======== Data shown ========
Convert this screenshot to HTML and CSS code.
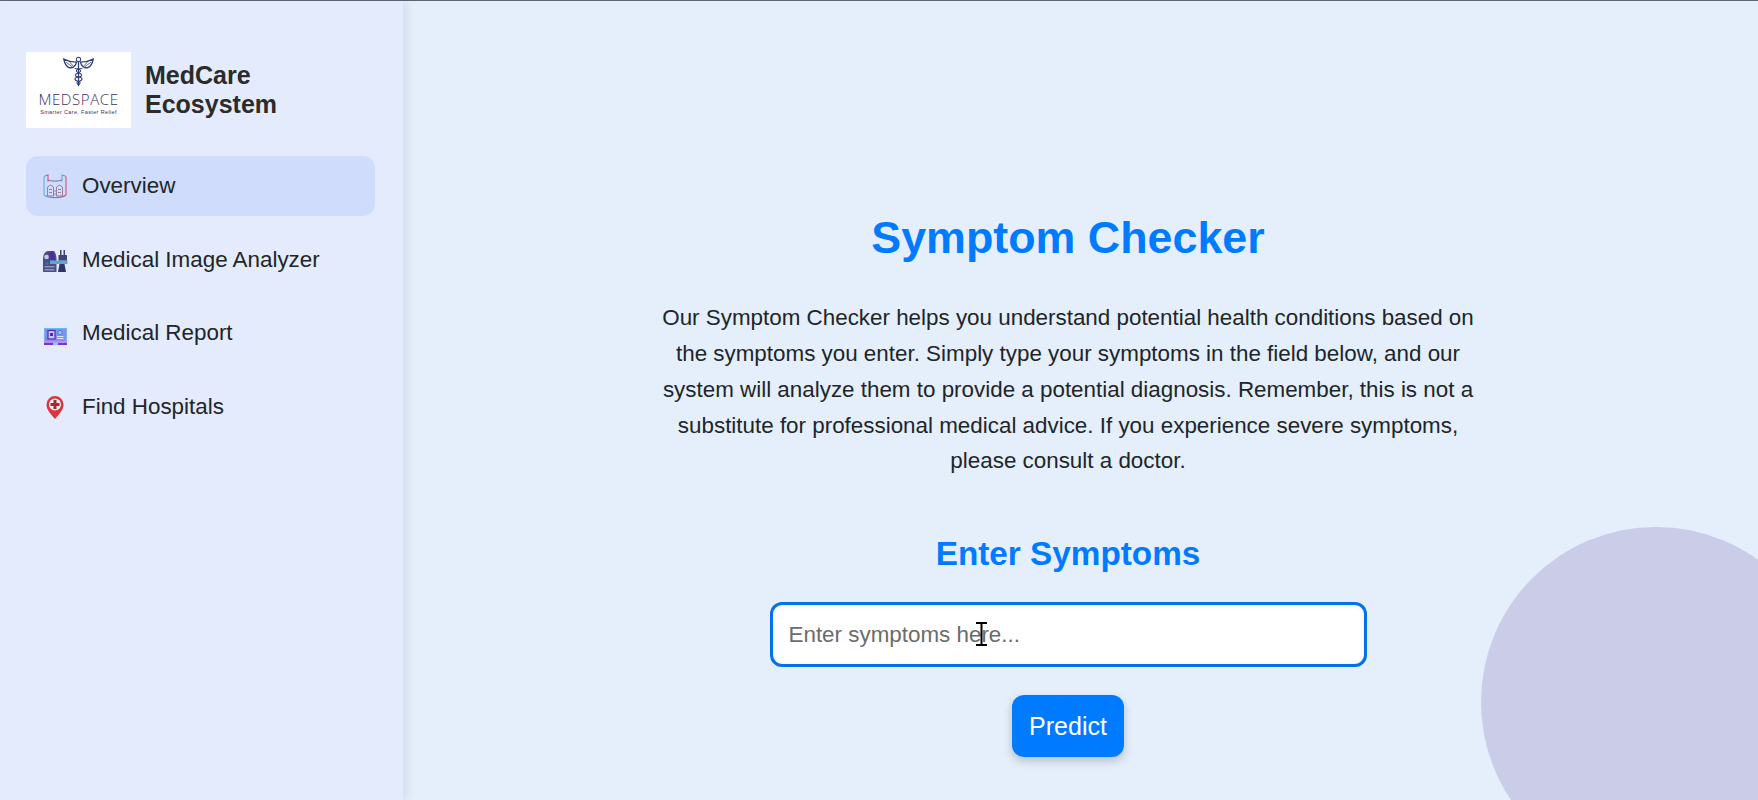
FILE: index.html
```html
<!DOCTYPE html>
<html lang="en">
  <head>
    <meta charset="utf-8">
    <meta name="viewport" content="width=device-width, initial-scale=1">
    <title>Symptom Checker - MedCare Ecosystem</title>
    <link rel="stylesheet" href="styles.css">
  </head>
  <body>
    <div class="app">
      <aside class="sidebar">
        <div class="brand">
          <div class="logo">
            <svg class="logo-mark" viewBox="0 0 40 40" aria-hidden="true">
              <g fill="none" stroke="#2c3e73">
                <circle cx="20" cy="4.500" r="2.800" stroke-width="1.300"/>
                <path d="M20 7v32" stroke-width="1.600"/>
                <path d="M1 4c5 2.500 11 4 16.500 4-1 5-5 8-9.500 7C5 14 2 9 1 4z" stroke-width="1.700"/>
                <path d="M39 4c-5 2.500-11 4-16.500 4 1 5 5 8 9.500 7 3-1 6-6 7-11z" stroke-width="1.700"/>
                <path d="M4 8l8 6M8 7l6 7M36 8l-8 6M32 7l-6 7" stroke-width="1"/>
                <path d="M15 16c8 0 10 4 5 5.500s-6 5 0 5.500 6 4 1 5.500-3 3-1 5" stroke-width="1.300"/>
                <path d="M25 16c-8 0-10 4-5 5.500s6 5 0 5.500-6 4-1 5.500 3 3 1 5" stroke-width="1.300"/>
              </g>
            </svg>
            <div class="logo-name">MEDSPACE</div>
            <div class="logo-tag">Smarter Care, Faster Relief</div>
          </div>
          <h2 class="brand-title">MedCare Ecosystem</h2>
        </div>

        <nav class="nav">
          <a class="nav-item active" href="#">
            <svg class="nav-icon" viewBox="0 0 26 26" aria-hidden="true">
              <defs>
                <linearGradient id="rimGrad" x1="0" x2="1" y1="0" y2="0">
                  <stop offset="0" stop-color="#58b4f6"/>
                  <stop offset="0.5" stop-color="#7f7fb5"/>
                  <stop offset="1" stop-color="#d8506f"/>
                </linearGradient>
              </defs>
              <g fill="none" stroke="url(#rimGrad)" stroke-width="1.100">
                <path d="M2 22V4.500c0-1 1.500-2 4-2.500v6.500"/>
                <path d="M24 22V4.500c0-1-1.500-2-4-2.500v6.500"/>
                <path d="M2 22c4 3.500 18 3.500 22 0"/>
              </g>
              <path d="M6 7c4 1.500 10 1.500 14 0" fill="none" stroke="#7a6f9c"/>
              <g fill="none" stroke="#9a7f9f" stroke-width="1">
                <path d="M5.500 23v-9l3-2 3 2v9z"/>
                <path d="M14.500 23v-9l3-2 3 2v9z"/>
                <path d="M7 16.500h3M7 19.500h3M16 16.500h3M16 19.500h3M11.500 18h3M11.500 21h3"/>
              </g>
            </svg>
            <span>Overview</span>
          </a>
          <a class="nav-item" href="#">
            <svg class="nav-icon" viewBox="0 0 26 26" aria-hidden="true">
              <path d="M1 12c0-5 2-8 6-8h5c1.500 2 2.500 5 2.500 8v13H2c-.7 0-1-.5-1-1z" fill="#4b4f80"/>
              <path d="M7 6c1-1.500 3-2 4-1 1.500 2 2 5 2 8H8z" fill="#4b2f9f"/>
              <circle cx="4.500" cy="10" r="2.300" fill="#b9cfe8"/>
              <path d="M3.500 15.500h3v2h-3z" fill="#2a7fc0"/>
              <path d="M8 13.500h17.500v3.500H8z" fill="#5aa7d8"/>
              <path d="M2.500 19h10v1.500h-10zM2.500 22h10v1.500h-10z" fill="#8f93c4"/>
              <path d="M18 3h1.500v5H18zM21.500 3H23v5h-1.500zM16.500 8H25v5.500h-8.500z" fill="#3f4475"/>
              <path d="M17.500 17h5l1.500 8h-8z" fill="#2e3468"/>
            </svg>
            <span>Medical Image Analyzer</span>
          </a>
          <a class="nav-item" href="#">
            <svg class="nav-icon" viewBox="0 0 26 26" aria-hidden="true">
              <rect x="2.500" y="8.500" width="22" height="13" fill="#8f8af0" stroke="#6fb6f2"/>
              <rect x="6" y="10.500" width="7" height="8.500" fill="#c4c5f8" stroke="#4b2fb0" stroke-width="1.200"/>
              <path d="M8 13h3v3H8z" fill="#4b2fb0"/>
              <circle cx="18" cy="12.500" r="2.200" fill="#7fd0f2" stroke="#4a7fd8"/>
              <path d="M15 16.500h6.500M15 18.500h6.500" stroke="#dfe2fa"/>
              <path d="M2 22.500h23V25H2z" fill="#7a2fe0"/>
              <path d="M11 22.500h5V25h-5z" fill="#8fc0f4"/>
            </svg>
            <span>Medical Report</span>
          </a>
          <a class="nav-item" href="#">
            <svg class="nav-icon" viewBox="0 0 26 26" aria-hidden="true">
              <path d="M13 25C9 20 4.500 16 4.500 10.500a8.500 8.500 0 0 1 17 0C21.500 16 17 20 13 25z" fill="#d9363e"/>
              <circle cx="13" cy="10.500" r="6" fill="#f3eeee"/>
              <path d="M11.500 6h3v3h3v3h-3v3h-3v-3h-3V9h3z" fill="#9c2b38"/>
            </svg>
            <span>Find Hospitals</span>
          </a>
        </nav>
      </aside>

      <main class="main">
        <div class="blob"></div>
        <section class="checker">
          <h1>Symptom Checker</h1>
          <p class="intro">Our Symptom Checker helps you understand potential health conditions based on the symptoms you enter. Simply type your symptoms in the field below, and our system will analyze them to provide a potential diagnosis. Remember, this is not a substitute for professional medical advice. If you experience severe symptoms, please consult a doctor.</p>
          <h2 class="form-title">Enter Symptoms</h2>
          <div class="input-wrap">
            <input class="symptom-input" type="text" placeholder="Enter symptoms here...">
            <svg class="ibeam" viewBox="0 0 13 24" aria-hidden="true">
              <path d="M1 1h11M1 23h11M6.500 1v22" fill="none" stroke="#000" stroke-width="2"/>
            </svg>
          </div>
          <button class="predict" type="button">Predict</button>
        </section>
      </main>
    </div>
  </body>
</html>
```

FILE: styles.css
```css
* {
  box-sizing: border-box;
}

html, body {
  height: 100%;
}

body {
  margin: 0;
  font-family: "Liberation Sans", Arial, sans-serif;
  color: #212529;
  overflow: hidden;
}

.app {
  display: flex;
  height: 800px;
  border-top: 1px solid #5f6672;
}

.sidebar {
  width: 403px;
  flex-shrink: 0;
  padding: 51px 28px 0 26px;
  background: #e4ebfd;
  box-shadow: 4px 0 10px rgba(0, 0, 0, 0.07);
  position: relative;
  z-index: 1;
}

.brand {
  display: flex;
  align-items: center;
  gap: 14px;
  margin-bottom: 28px;
}

.logo {
  width: 105px;
  height: 76px;
  flex-shrink: 0;
  background: #fff;
  display: flex;
  flex-direction: column;
  align-items: center;
  padding-top: 4px;
}

.logo-mark {
  width: 31px;
  height: 31px;
}

.logo-name {
  font-family: "Open Sans", sans-serif;
  font-size: 15px;
  font-weight: 300;
  line-height: 16px;
  margin-top: 4px;
  letter-spacing: 0.6px;
  color: #3d2f63;
}

.logo-tag {
  font-size: 5.500px;
  line-height: 7px;
  margin-top: 2px;
  letter-spacing: 0.35px;
  white-space: nowrap;
  color: #3a3560;
}

.brand-title {
  margin: -1px 0 0;
  font-size: 25px;
  line-height: 29px;
  font-weight: bold;
  color: #2b2b2b;
}

.nav {
  display: flex;
  flex-direction: column;
  gap: 13.500px;
}

.nav-item {
  display: flex;
  align-items: center;
  gap: 14px;
  height: 60px;
  padding: 0 16px;
  border-radius: 12px;
  font-size: 22.400px;
  color: #212529;
  text-decoration: none;
}

.nav-item.active {
  background: #cfdcfc;
}

.nav-icon {
  width: 26px;
  height: 26px;
  flex-shrink: 0;
}

.main {
  flex: 1;
  position: relative;
  overflow: hidden;
  background: #e4effb;
}

.blob {
  position: absolute;
  width: 350px;
  height: 350px;
  right: -73px;
  bottom: -77px;
  border-radius: 50%;
  background: #cbcde8;
}

.checker {
  position: relative;
  width: 830px;
  margin-left: 250px;
  padding-top: 208px;
  text-align: center;
}

.checker h1 {
  margin: 0 0 35px;
  font-size: 44.800px;
  line-height: 56px;
  font-weight: bold;
  color: #007bff;
}

.intro {
  margin: 0 0 56px;
  font-size: 22.400px;
  line-height: 35.840px;
}

.form-title {
  margin: 0 0 29px;
  font-size: 33.300px;
  line-height: 38px;
  font-weight: bold;
  color: #007bff;
}

.input-wrap {
  position: relative;
  width: 597px;
  margin: 0 auto 28px;
}

.symptom-input {
  display: block;
  width: 100%;
  height: 65px;
  padding: 0 16px;
  border: 3px solid #0073ea;
  border-radius: 12px;
  background: #fff;
  font: 22.400px "Liberation Sans", Arial, sans-serif;
  box-shadow: inset 0 1px 4px rgba(0, 0, 0, 0.08);
  outline: none;
}

.symptom-input::placeholder {
  color: #6c6c6c;
  opacity: 1;
}

.ibeam {
  position: absolute;
  left: 205px;
  top: 20px;
  width: 13px;
  height: 24px;
}

.predict {
  display: block;
  width: 112px;
  height: 62px;
  margin: 0 auto;
  border: 0;
  border-radius: 12px;
  background: #007bff;
  color: #fff;
  font: 25px "Liberation Sans", Arial, sans-serif;
  box-shadow: 0 4px 10px rgba(0, 0, 0, 0.2);
}
```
========
» Goal
Where a line above contains the word "this", copy that line.

» Response to the exercise
Convert this screenshot to HTML and CSS code.
          <p class="intro">Our Symptom Checker helps you understand potential health conditions based on the symptoms you enter. Simply type your symptoms in the field below, and our system will analyze them to provide a potential diagnosis. Remember, this is not a substitute for professional medical advice. If you experience severe symptoms, please consult a doctor.</p>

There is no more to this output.